Popular discussions of anthropogenic climate change usually refer to "global warming" as though that sums up the potential problems, but an increase in temperature through increasing carbon emissions and greenhouse effects in the atmosphere is only the beginning of the story, a mere trigger to possible effects. The main concerns over "global warming" relate to the relatively large amounts of atmospheric carbon dioxide we are pouring into our atmosphere: the historic record shows that rapid and large climate shifts have occurred in our deep past accompanied by small changes in atmospheric carbon dioxide and that it looks likely that a change in atmospheric carbon dioxide can trigger shifts.

It's a complicated question and, although getting a good picture of this context for climate change is not so difficult, it takes time to work through the deductions and absorb the conclusions. For my taste Alley covered all the necessary ground at just the right pace and with enough detail to give a clear understanding of the numerous scientific findings that fit together to create a remarkably complete and coherent record of climate change and many of its possible causes and effects.

The author worked with pioneering scientific expeditions to Greenland that pulled two-mile long ice cores from the Greenland ice cap and then analyzed those samples to establish the history of Earth's climate changes over the past 100,00 (or so) years. Describing the massive job of understanding and decoding the clues contained in the ice is a grand scientific adventure that the author uses as the backbone to telling his larger story about the history of climate change. Along the way he exhibits an abundance of scientific rationale and deduction in an excellent example of how science works to arrive at difficult but solid deductions.

After the first third of the book discussing all of the data that could be gleaned through sophisticated and clever analyses of the ice cores, Alley pauses to reflect before moving on to build the historic record of climate change from those results.

By now I hope that you are convinced that a dedicated team of drillers, pilots, cooks, scientists, and other can pull a two-mil-long piece of ice out of Greenland, cut up the ice, analyze it, and tell you how and when the climate changed in Greenland and in many other places. Our friends can analyze trees and mud from other regions, and tell you much about the past climates where the threes grew and the mud settled. The stories from these studies, and what they might mean, are the reason the government paid for us to go to Greenland, and form the rest of this book. I'll give you the punch lines first, and then discuss them.
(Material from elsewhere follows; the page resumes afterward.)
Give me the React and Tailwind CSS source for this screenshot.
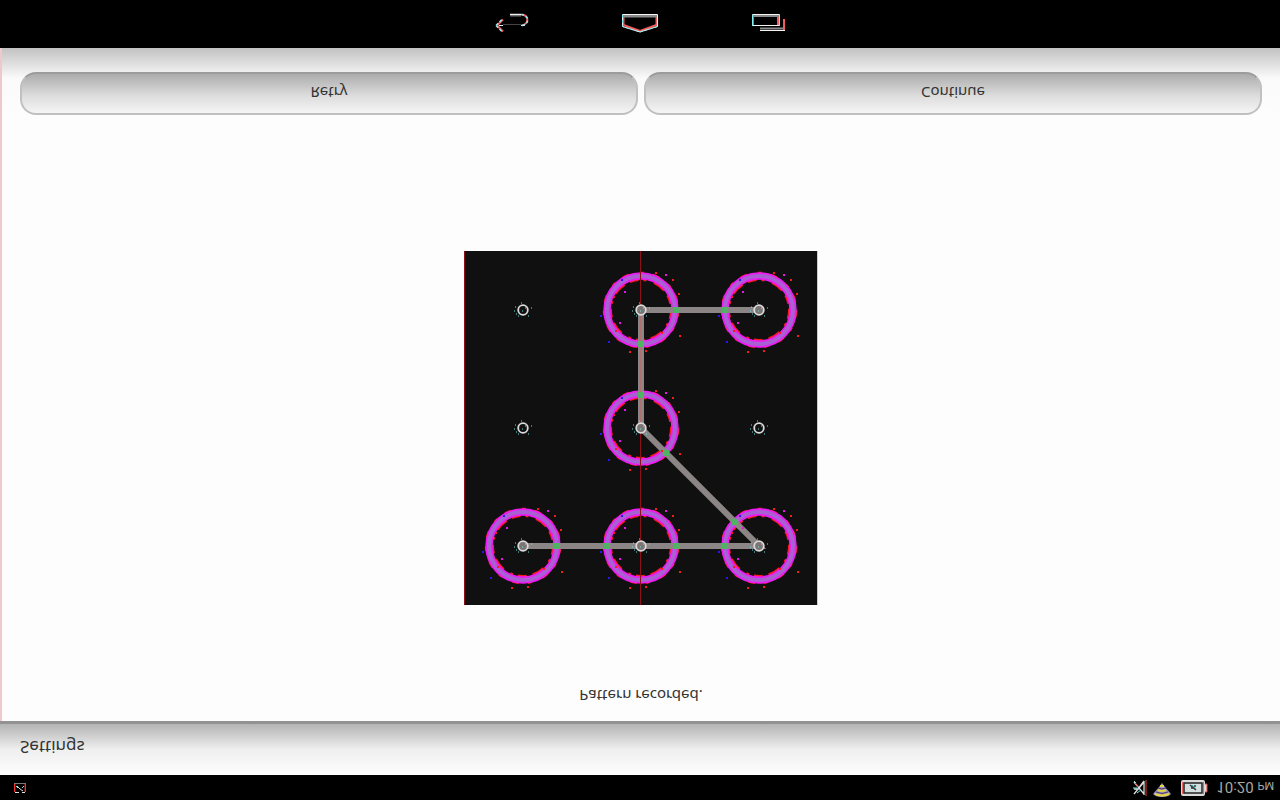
import React from "react";

const dots = [
  { x: 59, y: 59, on: false },
  { x: 177, y: 59, on: true },
  { x: 295, y: 59, on: true },
  { x: 59, y: 177, on: false },
  { x: 177, y: 177, on: true },
  { x: 295, y: 177, on: false },
  { x: 59, y: 295, on: true },
  { x: 177, y: 295, on: true },
  { x: 295, y: 295, on: true },
];

// where the path crosses a ring
const crossings = [
  [213, 59], [261, 59], [177, 93], [177, 144], [202, 202],
  [271, 271], [93, 295], [143, 295], [213, 295], [261, 295],
];

const specks = [
  [37, -17, "#f51b1b"], [-28, -14, "#f51b1b"], [-17, -19, "#e815e8"], [14, -38, "#f51b1b"],
  [-12, 41, "#f51b1b"], [38, 25, "#f51b1b"], [-26, 20, "#f51b1b"], [20, 22, "#f51b1b"],
  [-41, 5, "#2a16f0"], [-20, -31, "#2a16f0"], [4, 40, "#f51b1b"], [24, -36, "#e815e8"],
  [-22, 12, "#e815e8"], [31, -31, "#f51b1b"], [-33, 31, "#2a16f0"],
];

const Dot = ({ x, y, on }) => (
  <g transform={`translate(${x} ${y})`}>
    {on && specks.map(([sx, sy, fill]) => (
      <rect key={`${sx},${sy}`} x={sx} y={sy} width="2" height="2" fill={fill} />
    ))}
    <circle r="4.800" fill={on ? "#7d7474" : "#111"} stroke="#dadada" strokeWidth="1.800" />
    <path d="M-8-3h1M-7 4h1M-2-7h1M-5 6h1M5 6h1M8-2h1M-9 1h1M-1 1h1M2-2h1" stroke="#65e5e8" strokeWidth="1" />
  </g>
);

const PatternGrid = () => (
  <svg width="354" height="354" viewBox="0 0 354 354" role="img" aria-label="Unlock pattern" className="shrink-0">
    <rect width="354" height="354" fill="#101010" />
    <path d="M.5 0V354" stroke="#8b1018" />
    <path d="M353.5 0V354" stroke="#8fe8ec" />
    {dots.filter((d) => d.on).map((d) => (
      <g key={`${d.x}-${d.y}`} fill="none" transform={`translate(${d.x} ${d.y})`}>
        <circle r="30.500" stroke="#f51b1b" strokeWidth="3" strokeDasharray="9 5 3 8 13 6" />
        <circle r="37" stroke="#f51b1b" strokeWidth="2.500" strokeDasharray="7 11 4 9" />
        <circle r="34" stroke="#ed1cf0" strokeWidth="7.500" />
        <circle r="34" stroke="#a861d2" strokeWidth="4" />
      </g>
    ))}
    <path d="M176.500 0V354" stroke="#8b1018" />
    <path d="M59 295H295L177 177V59H295" fill="none" stroke="#8c8585" strokeWidth="6" />
    <path d="M176.500 59V177" stroke="#b07070" />
    {crossings.map(([x, y]) => (
      <rect key={`${x}-${y}`} x={x - 3} y={y - 3} width="6" height="6" fill="#50b364" />
    ))}
    {dots.map((d) => <Dot key={`${d.x}-${d.y}`} {...d} />)}
  </svg>
);

const BackIcon = () => (
  <svg width="36" height="24" viewBox="0 0 36 24" fill="none">
    <path d="M16 5H27" stroke="#737373" strokeWidth="3" />
    <path d="M28 4.500C36 6 34 14 28 15.500M3 15.500l6-6M3 15.500l6 6" stroke="#f05c5c" strokeWidth="2" />
    <path d="M16 4.500H28M5 15.500H9M27 15.500H31" stroke="#eee" />
    <path d="M9 14.500H28" stroke="#444" />
    <path d="M27 4.500C37 6 35 15 27 15.500M2 15.500l6-6M2 15.500l6 6" stroke="#8ef0f0" strokeWidth="1.500" strokeDasharray="3 2" />
  </svg>
);

const HomeIcon = () => (
  <svg width="38" height="24" viewBox="0 0 38 24" fill="none">
    <path d="M2.500 5V15L19 21 35.500 15V5" stroke="#f05c5c" strokeWidth="2" />
    <path d="M2 6H36" stroke="#8a8a8a" strokeWidth="3" />
    <path d="M1.500 4.500H36.500V16.500L19 22 1.500 16.500Z" stroke="#f4f4f4" />
    <path d="M1.500 5V16.500L19 22 36.500 16.500" stroke="#7eeeee" strokeDasharray="3 2" />
  </svg>
);

const RecentIcon = () => (
  <svg width="36" height="24" viewBox="0 0 36 24" fill="none">
    <path d="M3 5V16M28 5V16M34 9V21" stroke="#f05c5c" strokeWidth="2" />
    <path d="M2 6H29M10 18.500H33" stroke="#8a8a8a" strokeWidth="2" />
    <path d="M2.500 4.500H29.500V15.500H2.500ZM10 20.500H35" stroke="#f4f4f4" />
    <path d="M2.500 5V16M29.500 5V16" stroke="#7eeeee" />
  </svg>
);

const MuteIcon = () => (
  <svg width="16" height="18" viewBox="0 0 16 18" fill="none">
    <path d="M2 3l10 12M2 10h4l6-8M2 15L12 3M12 2V16" stroke="#dcdcdc" strokeWidth="1.300" />
    <path d="M14 1V17M3 4l3 4" stroke="#ec3d3d" />
    <path d="M1 9h4M2 2l2 2M5 14l4-3" stroke="#6fe9ec" />
  </svg>
);

const SignalIcon = () => (
  <svg width="20" height="16" viewBox="0 0 20 16" fill="none" className="mt-1">
    <path d="M10 1L13 5 19 12C16 16 4 16 1 12L7 5Z" fill="#9a8fc8" />
    <path d="M8 4h4M6 8q4 2 8 0M3 12q7 3 14 0" stroke="#e4d540" strokeWidth="2" />
    <path d="M6 6q4 2 8 0M4 10q6 3 12 0" stroke="#4d3c60" />
  </svg>
);

const BatteryIcon = () => (
  <svg width="28" height="18" viewBox="0 0 28 18" fill="none">
    <rect x="1" y="1" width="24" height="16" rx="2" fill="#d9d9d9" />
    <path d="M25 5h2v8h-2" fill="#ddd" stroke="#ed3d3d" />
    <rect x="4" y="4" width="18" height="10" fill="#d3dfdf" stroke="#222" strokeWidth="1.500" />
    <path d="M2.500 3V15M23.500 3V15" stroke="#e86464" />
    <path d="M10 6l6 5M11 9h2M14 7h2" stroke="#333" strokeWidth="1.500" />
    <path d="M12 6l4 4" stroke="#28b9c0" />
  </svg>
);

const MailIcon = () => (
  <svg width="12" height="10" viewBox="0 0 12 10" fill="none">
    <path d="M0 .500H12" stroke="#777" />
    <path d="M.700 1V9M11.300 1V9" stroke="#ef3232" strokeWidth="1.400" />
    <path d="M3 3l3 3 3 2M1 9.500H5M8 9.500h3" stroke="#ddd" />
    <path d="M2 3l2 2M8 5l2-2" stroke="#6fe9ec" />
  </svg>
);

const navItems = [
  { label: "Back", Icon: BackIcon },
  { label: "Home", Icon: HomeIcon },
  { label: "Recent apps", Icon: RecentIcon },
];

const App = () => {
  return (
    <div className="min-h-screen flex flex-col bg-[#fdfdfd] text-[#333] font-['Noto_Sans',sans-serif] text-[15px] leading-6">
      <nav className="h-12 bg-black flex justify-center">
        {navItems.map(({ label, Icon }) => (
          <button key={label} aria-label={label} className="w-32 flex justify-center pt-[10px]">
            <Icon />
          </button>
        ))}
      </nav>

      <main className="flex-1 flex flex-col border-l-2 border-[#efc9c9]">
        <div className="bg-linear-to-b from-[#c2c2c2] via-[#fafafa] via-45% to-[#fdfdfd] pt-6 px-[18px] flex gap-[6px]">
          {["Retry", "Continue"].map((label) => (
            <button
              key={label}
              className="flex-1 h-[43px] pb-[2px] rounded-2xl border-2 border-[#c0c0c0] border-t-[#9c9c9c] bg-linear-to-b from-[#acacac] via-[#dcdcdc] via-55% to-[#f5f5f5]"
            >
              <span className="inline-block -scale-y-100">{label}</span>
            </button>
          ))}
        </div>

        <div className="flex-1 flex flex-col items-center justify-end gap-[79px] pb-[13px]">
          <PatternGrid />
          <p className="-scale-y-100">Pattern recorded.</p>
        </div>
      </main>

      <header className="h-[54px] border-t-3 border-[#929292] bg-linear-to-b from-[#b4b4b4] via-[#efefef] via-50% to-[#fdfdfd] pl-5 pb-[6px] flex items-center">
        <h1 className="-scale-y-100 text-[17px]">Settings</h1>
      </header>

      <footer className="h-[25px] bg-black flex items-center justify-between pl-[14px] pr-[6px]">
        <MailIcon />
        <div className="flex items-center gap-2">
          <div className="flex items-center gap-1">
            <MuteIcon />
            <SignalIcon />
          </div>
          <BatteryIcon />
          <time className="-scale-y-100 font-[Roboto,sans-serif] text-[15px] leading-6 text-[#aaa9a0] pt-1">
            10:20 <span className="text-[11px]">PM</span>
          </time>
        </div>
      </footer>
    </div>
  );
};

export default App;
There are many punch lines, and all have something to tell us. The two biggest are:

1. Climate in the past has been wildly variable, with larger, faster changes than anything industrial or agricultural humans have ever faced.
2. Climate can be rather stable if nothing is causing it to change, but when the climate is "pushed" or forced to change, it often jumps suddenly to very different conditions, rather than changing gradually. You might think of the climate as a drunk: When left alone, it sits, when forced to move, it staggers.
3. The "pushes" that have caused climate changes is the past probably have included drifting continents, wiggles in Earth's orbit, surges of great ice sheets, sudden reversals in ocean circulation, and others.
4. Small "pushes" have caused large changes because many processes in the Earth system amplify the pushes. Greenhouse gases have probably been the most important amplifiers.
5. Humans can foul our own nest—and we can clean it up. [pp. 83—84]

Looking deep into the history of Earth's climate is exciting and filled with surprises. Perhaps it's no longer surprising that there have been numerous periods of climate fluctuations accompanied by large temperature changes in some regions, the coming and going of ice coverage, changes in rain-fall patterns, and other large-scale patterns. More surprising is to find that climate changes with rather large effects have also happened on numerous occasions over surprisingly short timescale, sometimes as little as 10 years, maybe at times 1 or 2 years. But the fluctuations are not equally distributed and our current quiescent period may give false security.

With one partial exception about 8,200 years ago, the ice-core records show no similarly large, abrupt changes in snow-fall, temperature, dust, or methane since the end of the Younger Dryas [cold event, about 11,500 years ago]. The millennia over which agriculture and industry rose have been calm and constant by comparison. True, climate changes have contributed to the rise and fall of empires, lured the Vikings to Greenland and then driven them out, and otherwise affected human lives. But these changes that have affected historical humans appear as slow one-degree shifts in the ice-core records, not as abrupt ten-degree jumps. The large effects that small climate changes have had on humans, and the unequivocal records of much larger climate changes, are enough to make some people think deeply, and eve to make them a little nervous. [p. 118]

In the final chapters of the book Alley looks at consequences of the climate model as it is currently emerging, including what we know with certainty and what we surmise with less (but growing) certainty.

Ice cores and other sediments show that large, rapid, and widespread climate changes have been common on Earth for most of the time for which we have good records, but have been absent during the critical few millennia during which agriculture and industry arose. At least some of those large changes appear to have been triggered by increased fresh-water delivery to the north Atlantic. Climate jumps have been especially common when changes were occurring in important parts of the climate system, including summer sunshine in the north, carbon dioxide in the atmosphere, and ice-sheet size.

The critical questions for us are: Will nature, or humans, return the climate to the "normal" conditions of wild jumps rather than the "anomalous" stability that we now enjoy? And, if such a return seems likely, is there anything we can do about it? [p. 169]

I found this book exciting to read. Exciting in that the author wrote a great tale of scientific adventure, excited for the excellent scienticity of his writing, excited about the accessibility and depth of his exposition on climate change, and excited because this book could serve as a powerful antidote to the frustrations and futility of climate-change debate by soundbite.